The bearish case strengthens because the conflict is now touching the two places where policy restraint and market fragility meet: force protection and shipping. AP’s reporting on Prince Sultan Air Base showed that the latest strike damaged planes and hurt U.S. troops rather than merely triggering an air-defense intercept. That means the base is not just a symbol; it is a live operational node under pressure. At the same time, the Houthi missile on Israel creates a broader threat environment in which proxy actors can test defenses, signal solidarity with Iran, and threaten maritime routes without needing to score a direct hit to change behavior. The combined effect is to keep the U.S. and its allies spending attention and resources on multiple fronts simultaneously. Every additional intercept, every damaged aircraft, every wounded service member, and every missile claim by a proxy raises the odds that the conflict will be managed less by strategy than by reaction. That is the sort of environment where escalation can become incremental and therefore easier to normalize, even as the underlying risk keeps rising. It also complicates the politics of disclosure. When casualty totals climb over time, as AP reported with the U.S. wound count now above 300, the public conversation shifts from whether the campaign is succeeding to how much damage can be tolerated before the strategy itself is reconsidered. That is a far more fragile footing for a war that is already only partly meeting its stated aims.
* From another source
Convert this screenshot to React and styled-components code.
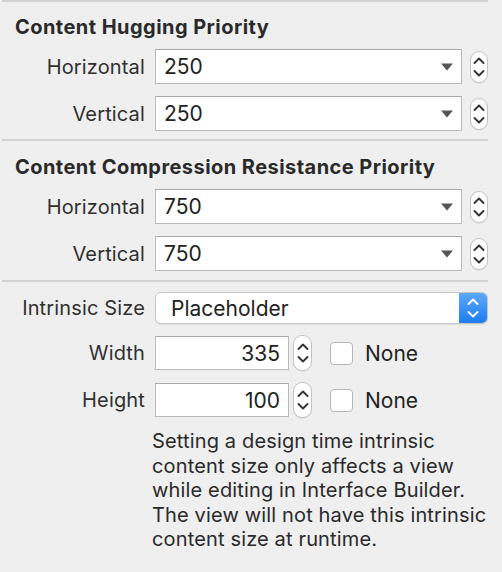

What remains uncertain is whether the next move comes from Washington, Tehran, or one of the proxies acting on its own timetable. The public U.S. line, as reflected in Rubio’s comments, is that objectives can be achieved without ground troops. That is a meaningful constraint, but it also leaves open the question of how much more punishment the U.S. is willing to absorb before changing tactics. The market should watch three signals over the coming week. First, whether the wounded count at Prince Sultan continues to rise or whether the base has been hardened and dispersed enough to absorb follow-on attacks without fresh casualties. Second, whether the Houthis continue missile activity toward Israel or expand pressure back toward shipping lanes, which would confirm that the Red Sea threat is not just rhetorical. Third, whether Washington’s effort to wind down the war survives the political strain of direct U.S. injuries in Saudi Arabia. The central lesson is already visible: this conflict is no longer contained to a single front, and every new salvo makes the cost of containment higher. The thesis is bearish because the escalation path is now broader than the de-escalation path, and the next surprise may come not from a dramatic breakthrough, but from another attack that proves the system can still be pushed harder. Not investment advice.